While you can’t deny the slickness of the presentation, it’s the mechanics of the plot that dampen the enjoyment. The film’s big action set piece, featuring Cruise sprinting vertically down the side of the world’s tallest skyscraper, ends up being the end result of an incredibly robust network firewall, of all things (not to mention that his stealth is undone by running on the outside of building on actual windows), and the back story of Renner’s character (rumored to be a replacement for Cruise in future missions) is unceremoniously defanged by the time the credits roll. The gadgets range from innovative and fun, like an iPad-powered cloaking device, to complex and contrived, like a magnetic hover suit/robot combo.
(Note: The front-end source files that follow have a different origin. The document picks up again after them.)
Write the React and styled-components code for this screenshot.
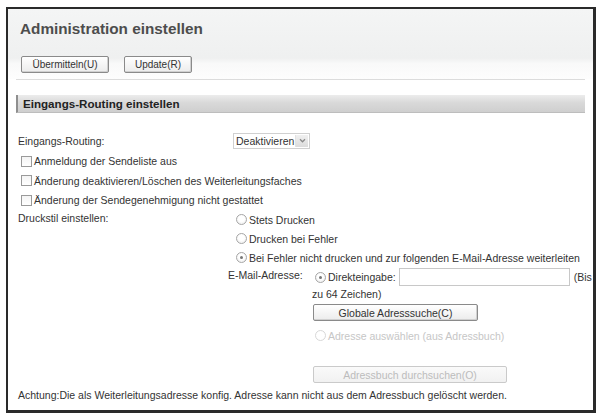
import React from "react";
import styled, { createGlobalStyle } from "styled-components";

const GlobalStyle = createGlobalStyle`
  html, body {
    margin: 0;
    padding: 0;
    background: #fff;
  }
  body {
    font-family: "Liberation Sans", Arial, sans-serif;
    font-size: 10.5px;
    color: #333;
  }
`;

const Frame = styled.div`
  box-sizing: border-box;
  margin: 7px 0 0 6px;
  width: 590px;
  height: 406px;
  border: 2px solid #2a2a2a;
  border-right-width: 3px;
  border-bottom-width: 3px;
  overflow: hidden;
`;

const Header = styled.div`
  height: 70px;
  padding: 0 8px;
  background: linear-gradient(
    to bottom,
    #f4f5f5 0%,
    #eff0f0 70%,
    #f9f9f9 78%,
    #fdfdfd 100%
  );
`;

const HeaderInner = styled.div`
  height: 70px;
  border-bottom: 1px solid #dcdcdc;
  display: flex;
  flex-direction: column;
  padding-left: 4px;
`;

const Title = styled.h1`
  margin: 11px 0 0 0;
  font-size: 15.3px;
  font-weight: bold;
  color: #4d4d4d;
  line-height: 18px;
`;

const Toolbar = styled.div`
  display: flex;
  gap: 15px;
  margin-top: 18px;
  padding-left: 1px;
`;

const Button = styled.button`
  box-sizing: border-box;
  height: 17px;
  width: ${(p) => p.$w}px;
  margin-top: ${(p) => p.$mt || 0}px;
  padding: 0;
  font-family: "Liberation Sans", Arial, sans-serif;
  font-size: ${(p) => p.$fs || 10}px;
  color: ${(p) => (p.disabled ? "#bcbcbc" : "#333")};
  border: 1px solid ${(p) => (p.disabled ? "#cacaca" : "#8a8a8a")};
  border-radius: 2px;
  background: ${(p) =>
    p.disabled
      ? "linear-gradient(#fafafa, #f1f1f1)"
      : "linear-gradient(#ffffff, #ececec)"};
  box-shadow: ${(p) => (p.disabled ? "none" : "inset -1px -1px 0 #d0d0d0")};
`;

const Body = styled.div`
  padding: 16px 8px 0 8px;
`;

const SectionBar = styled.div`
  box-sizing: border-box;
  height: 18px;
  display: flex;
  align-items: center;
  padding-left: 5px;
  font-size: 11.6px;
  font-weight: bold;
  color: #222;
  border-left: 2px solid #8f8f8f;
  border-bottom: 1px solid #bdbdbd;
  background: linear-gradient(to bottom, #ececec 0%, #d9d9d9 45%, #cfcfcf 100%);
`;

const Form = styled.div`
  padding: 17px 0 0 2px;
  display: flex;
  flex-direction: column;
`;

const Row = styled.div`
  display: flex;
  align-items: center;
  height: ${(p) => p.$h || 19}px;
  flex-shrink: 0;
`;

const TopRow = styled.div`
  display: flex;
  align-items: flex-start;
`;

const Label = styled.div`
  width: 214px;
  flex-shrink: 0;
  line-height: 14px;
  padding-top: ${(p) => p.$pt || 0}px;
`;

const Value = styled.div`
  display: flex;
  flex-direction: column;
  padding-left: ${(p) => p.$pl || 0}px;
`;

const Check = styled.label`
  display: flex;
  align-items: center;
  gap: 2px;
  padding-left: 3px;
`;

const Box = styled.span`
  box-sizing: border-box;
  width: 11px;
  height: 11px;
  border: 1px solid #9a9a9a;
  background: linear-gradient(#f4f4f4, #ffffff);
`;

const RadioLine = styled.label`
  display: flex;
  align-items: center;
  gap: 2px;
  height: 19px;
  white-space: nowrap;
  margin-left: ${(p) => p.$ml ?? 4}px;
  margin-top: ${(p) => p.$mt || 0}px;
  color: ${(p) => (p.$disabled ? "#c6c6c6" : "#333")};
`;

const Circle = styled.span`
  box-sizing: border-box;
  width: 11px;
  height: 11px;
  border-radius: 50%;
  border: 1px solid ${(p) => (p.$disabled ? "#d8d8d8" : "#a6a6a6")};
  background: ${(p) =>
    p.$disabled ? "#fff" : "radial-gradient(circle at 50% 40%, #fff 40%, #e6e6e6 100%)"};
  display: flex;
  align-items: center;
  justify-content: center;
  &::after {
    content: "";
    display: ${(p) => (p.$on ? "block" : "none")};
    width: 3px;
    height: 3px;
    border-radius: 50%;
    background: #777;
  }
`;

const Select = styled.div`
  box-sizing: border-box;
  width: 77px;
  height: 16px;
  margin-left: 1px;
  display: flex;
  align-items: center;
  justify-content: space-between;
  border: 1px solid #d0d0d0;
  padding-left: 2px;
`;

const Arrow = styled.span`
  width: 12px;
  height: 12px;
  background: linear-gradient(#f0f0f0, #dcdcdc);
  border-left: 1px solid #e2e2e2;
  display: flex;
  align-items: center;
  justify-content: center;
  margin-right: 1px;
`;

const EmailGrid = styled.div`
  display: flex;
  margin-left: -4px;
`;

const EmailLabel = styled.div`
  width: 84px;
  flex-shrink: 0;
  padding-top: 1px;
  line-height: 14px;
  white-space: nowrap;
`;

const EmailBox = styled.div`
  display: flex;
  flex-direction: column;
  width: 280px;
`;

const InputLine = styled.div`
  display: flex;
  align-items: center;
  height: 20px;
  white-space: nowrap;
`;

const TextInput = styled.input`
  box-sizing: border-box;
  width: 171px;
  height: 18px;
  border: 1px solid #c8c8c8;
  margin: 0 4px 0 3px;
`;

const Note = styled.div`
  line-height: 14px;
  white-space: nowrap;
`;

const Warning = styled.div`
  line-height: 14px;
  margin-top: 5px;
  white-space: nowrap;
`;

function Radio({ on, disabled, ml, mt, children }) {
  return (
    <RadioLine $disabled={disabled} $ml={ml} $mt={mt}>
      <Circle $on={on} $disabled={disabled} />
      {children}
    </RadioLine>
  );
}

export default function App() {
  return (
    <>
      <GlobalStyle />
      <Frame>
        <Header>
          <HeaderInner>
            <Title>Administration einstellen</Title>
            <Toolbar>
              <Button $w={88}>Übermitteln(U)</Button>
              <Button $w={68}>Update(R)</Button>
            </Toolbar>
          </HeaderInner>
        </Header>
        <Body>
          <SectionBar>Eingangs-Routing einstellen</SectionBar>
          <Form>
            <Row $h={21}>
              <Label>Eingangs-Routing:</Label>
              <Select>
                Deaktivieren
                <Arrow>
                  <svg width="7" height="5" viewBox="0 0 8 6">
                    <path d="M1 1.5 L4 4.5 L7 1.5" fill="none" stroke="#8a8a8a" strokeWidth="1.5" />
                  </svg>
                </Arrow>
              </Select>
            </Row>
            <Row $h={20}>
              <Check>
                <Box />
                Anmeldung der Sendeliste aus
              </Check>
            </Row>
            <Row $h={19}>
              <Check>
                <Box />
                Änderung deaktivieren/Löschen des Weiterleitungsfaches
              </Check>
            </Row>
            <Row $h={20}>
              <Check>
                <Box />
                Änderung der Sendegenehmigung nicht gestattet
              </Check>
            </Row>
            <TopRow>
              <Label $pt={1}>Druckstil einstellen:</Label>
              <Value>
                <Radio>Stets Drucken</Radio>
                <Radio>Drucken bei Fehler</Radio>
                <Radio on>
                  Bei Fehler nicht drucken und zur folgenden E-Mail-Adresse weiterleiten
                </Radio>
                <EmailGrid>
                  <EmailLabel>E-Mail-Adresse:</EmailLabel>
                  <EmailBox>
                    <InputLine>
                      <Radio on ml={3}>Direkteingabe:</Radio>
                      <TextInput />
                      (Bis
                    </InputLine>
                    <Note>zu 64 Zeichen)</Note>
                  </EmailBox>
                </EmailGrid>
                <Value $pl={81}>
                  <Button $w={165} $mt={3} $fs={10.5}>
                    Globale Adresssuche(C)
                  </Button>
                  <Radio disabled ml={2} mt={5}>
                    Adresse auswählen (aus Adressbuch)
                  </Radio>
                  <Button $w={194} $mt={21} $fs={10.5} disabled>
                    Adressbuch durchsuchen(O)
                  </Button>
                </Value>
              </Value>
            </TopRow>
            <Warning>
              Achtung:Die als Weiterleitungsadresse konfig. Adresse kann nicht aus dem Adressbuch gelöscht werden.
            </Warning>
          </Form>
        </Body>
      </Frame>
    </>
  );
}
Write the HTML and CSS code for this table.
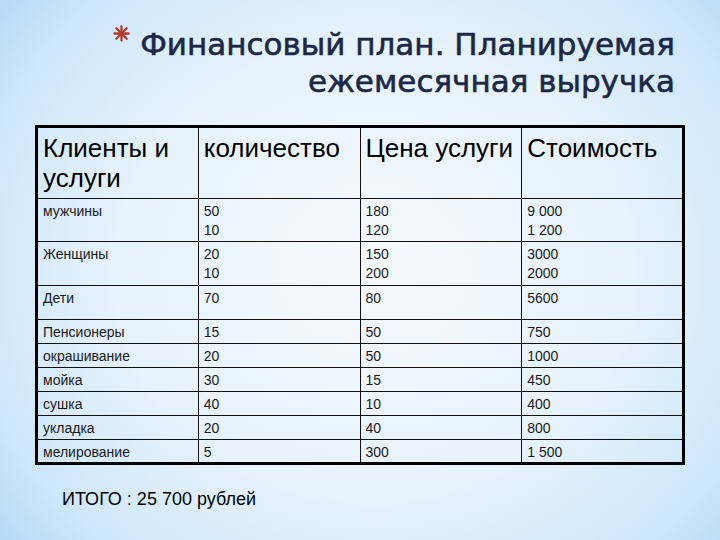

As villains go, Michael Nyqvist’s Kurt Hendricks is a disappointing bore, especially following Philip Seymour Hoffman’s brilliantly psychotic turn as Owen Davian in “M:I-3.” While Cruise’s Hunt remains a cipher, Renner and Pegg combine for some welcome bursts of humor, and the chemistry of the pairing is reassuring for the day Cruise decides to step away.

The stakes have never been higher and the spectacle has never been greater, but the plotting has never felt more episodic. After raising the bar with the third movie, you can’t help but feel a little let down that Cruise, Abrams, and Bird merely maintained the status quo.